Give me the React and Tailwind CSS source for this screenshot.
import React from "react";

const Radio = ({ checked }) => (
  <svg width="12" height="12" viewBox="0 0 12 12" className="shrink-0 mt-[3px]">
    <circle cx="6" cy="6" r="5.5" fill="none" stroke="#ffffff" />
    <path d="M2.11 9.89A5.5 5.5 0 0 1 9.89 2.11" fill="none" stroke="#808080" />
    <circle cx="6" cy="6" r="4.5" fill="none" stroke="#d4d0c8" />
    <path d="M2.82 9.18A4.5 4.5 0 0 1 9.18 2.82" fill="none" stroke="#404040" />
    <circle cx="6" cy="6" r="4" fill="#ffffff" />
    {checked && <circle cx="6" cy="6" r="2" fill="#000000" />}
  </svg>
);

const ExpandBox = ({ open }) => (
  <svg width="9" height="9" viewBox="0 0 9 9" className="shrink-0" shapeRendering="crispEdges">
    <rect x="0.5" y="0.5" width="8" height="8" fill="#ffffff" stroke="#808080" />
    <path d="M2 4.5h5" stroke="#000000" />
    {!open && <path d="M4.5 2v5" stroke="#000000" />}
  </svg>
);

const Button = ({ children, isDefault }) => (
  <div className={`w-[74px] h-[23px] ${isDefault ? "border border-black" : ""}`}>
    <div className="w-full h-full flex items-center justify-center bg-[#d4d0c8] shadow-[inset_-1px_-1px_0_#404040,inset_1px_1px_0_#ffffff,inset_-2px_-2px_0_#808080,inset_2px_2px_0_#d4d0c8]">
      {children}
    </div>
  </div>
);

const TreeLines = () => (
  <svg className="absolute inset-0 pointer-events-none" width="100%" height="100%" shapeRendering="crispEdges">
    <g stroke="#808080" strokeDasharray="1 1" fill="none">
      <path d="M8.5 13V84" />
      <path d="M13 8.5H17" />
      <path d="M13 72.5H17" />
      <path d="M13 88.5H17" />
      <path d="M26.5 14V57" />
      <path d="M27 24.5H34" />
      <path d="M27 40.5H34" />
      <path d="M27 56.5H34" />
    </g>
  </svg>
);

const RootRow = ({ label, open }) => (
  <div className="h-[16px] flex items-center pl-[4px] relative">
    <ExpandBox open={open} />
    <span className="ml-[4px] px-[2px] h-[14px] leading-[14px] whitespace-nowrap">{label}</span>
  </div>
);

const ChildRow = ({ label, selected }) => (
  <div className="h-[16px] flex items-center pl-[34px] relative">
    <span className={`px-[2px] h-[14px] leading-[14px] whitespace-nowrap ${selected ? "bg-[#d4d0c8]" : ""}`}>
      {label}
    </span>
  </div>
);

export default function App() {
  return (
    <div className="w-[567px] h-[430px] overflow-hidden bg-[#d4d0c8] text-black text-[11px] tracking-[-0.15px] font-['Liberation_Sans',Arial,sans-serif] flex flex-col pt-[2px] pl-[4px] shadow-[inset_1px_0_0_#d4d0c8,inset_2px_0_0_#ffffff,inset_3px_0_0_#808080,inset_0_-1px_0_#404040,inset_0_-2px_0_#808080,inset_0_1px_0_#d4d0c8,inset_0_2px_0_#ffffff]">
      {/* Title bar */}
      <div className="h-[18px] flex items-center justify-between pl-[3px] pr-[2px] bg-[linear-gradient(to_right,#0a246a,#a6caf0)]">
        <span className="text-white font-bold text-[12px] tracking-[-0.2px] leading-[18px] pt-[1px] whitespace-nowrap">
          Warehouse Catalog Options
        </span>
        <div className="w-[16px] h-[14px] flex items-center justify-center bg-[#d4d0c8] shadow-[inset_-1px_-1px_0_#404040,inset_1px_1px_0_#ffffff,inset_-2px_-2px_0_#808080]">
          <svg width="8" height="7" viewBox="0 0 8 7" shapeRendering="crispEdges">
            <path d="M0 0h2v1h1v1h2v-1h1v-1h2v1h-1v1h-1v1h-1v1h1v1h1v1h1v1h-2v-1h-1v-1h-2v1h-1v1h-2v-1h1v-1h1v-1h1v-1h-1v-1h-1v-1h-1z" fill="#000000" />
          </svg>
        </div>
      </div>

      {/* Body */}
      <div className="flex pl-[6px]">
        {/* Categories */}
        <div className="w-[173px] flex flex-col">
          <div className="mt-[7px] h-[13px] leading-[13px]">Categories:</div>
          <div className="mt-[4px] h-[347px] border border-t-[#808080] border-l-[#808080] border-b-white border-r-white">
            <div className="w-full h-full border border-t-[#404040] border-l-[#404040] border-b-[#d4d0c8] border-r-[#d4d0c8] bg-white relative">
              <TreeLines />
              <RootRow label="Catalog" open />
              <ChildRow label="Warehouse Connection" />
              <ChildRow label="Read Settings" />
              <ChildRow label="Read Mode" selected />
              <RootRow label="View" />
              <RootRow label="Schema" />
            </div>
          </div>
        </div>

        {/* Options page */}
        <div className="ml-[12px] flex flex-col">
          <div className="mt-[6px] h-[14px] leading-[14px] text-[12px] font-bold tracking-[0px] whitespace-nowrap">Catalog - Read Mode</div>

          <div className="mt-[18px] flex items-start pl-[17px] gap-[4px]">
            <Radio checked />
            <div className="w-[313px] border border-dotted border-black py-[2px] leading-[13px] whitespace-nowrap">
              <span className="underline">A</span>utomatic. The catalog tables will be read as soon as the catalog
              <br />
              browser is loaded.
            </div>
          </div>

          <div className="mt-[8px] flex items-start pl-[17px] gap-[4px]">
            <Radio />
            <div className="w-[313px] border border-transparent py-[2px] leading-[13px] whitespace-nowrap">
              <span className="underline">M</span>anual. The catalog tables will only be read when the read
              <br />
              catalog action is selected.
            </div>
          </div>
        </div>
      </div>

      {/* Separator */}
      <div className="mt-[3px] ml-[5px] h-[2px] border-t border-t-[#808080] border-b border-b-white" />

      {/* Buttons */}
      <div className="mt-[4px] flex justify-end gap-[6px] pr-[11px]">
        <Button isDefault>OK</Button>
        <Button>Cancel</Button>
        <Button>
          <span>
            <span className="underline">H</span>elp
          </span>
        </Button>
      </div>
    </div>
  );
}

** Problem to work on **
Write the material out again in its entirety, exactly as shown.

** Solution for this exercise **
Give me the React and Tailwind CSS source for this screenshot.
import React from "react";

const Radio = ({ checked }) => (
  <svg width="12" height="12" viewBox="0 0 12 12" className="shrink-0 mt-[3px]">
    <circle cx="6" cy="6" r="5.5" fill="none" stroke="#ffffff" />
    <path d="M2.11 9.89A5.5 5.5 0 0 1 9.89 2.11" fill="none" stroke="#808080" />
    <circle cx="6" cy="6" r="4.5" fill="none" stroke="#d4d0c8" />
    <path d="M2.82 9.18A4.5 4.5 0 0 1 9.18 2.82" fill="none" stroke="#404040" />
    <circle cx="6" cy="6" r="4" fill="#ffffff" />
    {checked && <circle cx="6" cy="6" r="2" fill="#000000" />}
  </svg>
);

const ExpandBox = ({ open }) => (
  <svg width="9" height="9" viewBox="0 0 9 9" className="shrink-0" shapeRendering="crispEdges">
    <rect x="0.5" y="0.5" width="8" height="8" fill="#ffffff" stroke="#808080" />
    <path d="M2 4.5h5" stroke="#000000" />
    {!open && <path d="M4.5 2v5" stroke="#000000" />}
  </svg>
);

const Button = ({ children, isDefault }) => (
  <div className={`w-[74px] h-[23px] ${isDefault ? "border border-black" : ""}`}>
    <div className="w-full h-full flex items-center justify-center bg-[#d4d0c8] shadow-[inset_-1px_-1px_0_#404040,inset_1px_1px_0_#ffffff,inset_-2px_-2px_0_#808080,inset_2px_2px_0_#d4d0c8]">
      {children}
    </div>
  </div>
);

const TreeLines = () => (
  <svg className="absolute inset-0 pointer-events-none" width="100%" height="100%" shapeRendering="crispEdges">
    <g stroke="#808080" strokeDasharray="1 1" fill="none">
      <path d="M8.5 13V84" />
      <path d="M13 8.5H17" />
      <path d="M13 72.5H17" />
      <path d="M13 88.5H17" />
      <path d="M26.5 14V57" />
      <path d="M27 24.5H34" />
      <path d="M27 40.5H34" />
      <path d="M27 56.5H34" />
    </g>
  </svg>
);

const RootRow = ({ label, open }) => (
  <div className="h-[16px] flex items-center pl-[4px] relative">
    <ExpandBox open={open} />
    <span className="ml-[4px] px-[2px] h-[14px] leading-[14px] whitespace-nowrap">{label}</span>
  </div>
);

const ChildRow = ({ label, selected }) => (
  <div className="h-[16px] flex items-center pl-[34px] relative">
    <span className={`px-[2px] h-[14px] leading-[14px] whitespace-nowrap ${selected ? "bg-[#d4d0c8]" : ""}`}>
      {label}
    </span>
  </div>
);

export default function App() {
  return (
    <div className="w-[567px] h-[430px] overflow-hidden bg-[#d4d0c8] text-black text-[11px] tracking-[-0.15px] font-['Liberation_Sans',Arial,sans-serif] flex flex-col pt-[2px] pl-[4px] shadow-[inset_1px_0_0_#d4d0c8,inset_2px_0_0_#ffffff,inset_3px_0_0_#808080,inset_0_-1px_0_#404040,inset_0_-2px_0_#808080,inset_0_1px_0_#d4d0c8,inset_0_2px_0_#ffffff]">
      {/* Title bar */}
      <div className="h-[18px] flex items-center justify-between pl-[3px] pr-[2px] bg-[linear-gradient(to_right,#0a246a,#a6caf0)]">
        <span className="text-white font-bold text-[12px] tracking-[-0.2px] leading-[18px] pt-[1px] whitespace-nowrap">
          Warehouse Catalog Options
        </span>
        <div className="w-[16px] h-[14px] flex items-center justify-center bg-[#d4d0c8] shadow-[inset_-1px_-1px_0_#404040,inset_1px_1px_0_#ffffff,inset_-2px_-2px_0_#808080]">
          <svg width="8" height="7" viewBox="0 0 8 7" shapeRendering="crispEdges">
            <path d="M0 0h2v1h1v1h2v-1h1v-1h2v1h-1v1h-1v1h-1v1h1v1h1v1h1v1h-2v-1h-1v-1h-2v1h-1v1h-2v-1h1v-1h1v-1h1v-1h-1v-1h-1v-1h-1z" fill="#000000" />
          </svg>
        </div>
      </div>

      {/* Body */}
      <div className="flex pl-[6px]">
        {/* Categories */}
        <div className="w-[173px] flex flex-col">
          <div className="mt-[7px] h-[13px] leading-[13px]">Categories:</div>
          <div className="mt-[4px] h-[347px] border border-t-[#808080] border-l-[#808080] border-b-white border-r-white">
            <div className="w-full h-full border border-t-[#404040] border-l-[#404040] border-b-[#d4d0c8] border-r-[#d4d0c8] bg-white relative">
              <TreeLines />
              <RootRow label="Catalog" open />
              <ChildRow label="Warehouse Connection" />
              <ChildRow label="Read Settings" />
              <ChildRow label="Read Mode" selected />
              <RootRow label="View" />
              <RootRow label="Schema" />
            </div>
          </div>
        </div>

        {/* Options page */}
        <div className="ml-[12px] flex flex-col">
          <div className="mt-[6px] h-[14px] leading-[14px] text-[12px] font-bold tracking-[0px] whitespace-nowrap">Catalog - Read Mode</div>

          <div className="mt-[18px] flex items-start pl-[17px] gap-[4px]">
            <Radio checked />
            <div className="w-[313px] border border-dotted border-black py-[2px] leading-[13px] whitespace-nowrap">
              <span className="underline">A</span>utomatic. The catalog tables will be read as soon as the catalog
              <br />
              browser is loaded.
            </div>
          </div>

          <div className="mt-[8px] flex items-start pl-[17px] gap-[4px]">
            <Radio />
            <div className="w-[313px] border border-transparent py-[2px] leading-[13px] whitespace-nowrap">
              <span className="underline">M</span>anual. The catalog tables will only be read when the read
              <br />
              catalog action is selected.
            </div>
          </div>
        </div>
      </div>

      {/* Separator */}
      <div className="mt-[3px] ml-[5px] h-[2px] border-t border-t-[#808080] border-b border-b-white" />

      {/* Buttons */}
      <div className="mt-[4px] flex justify-end gap-[6px] pr-[11px]">
        <Button isDefault>OK</Button>
        <Button>Cancel</Button>
        <Button>
          <span>
            <span className="underline">H</span>elp
          </span>
        </Button>
      </div>
    </div>
  );
}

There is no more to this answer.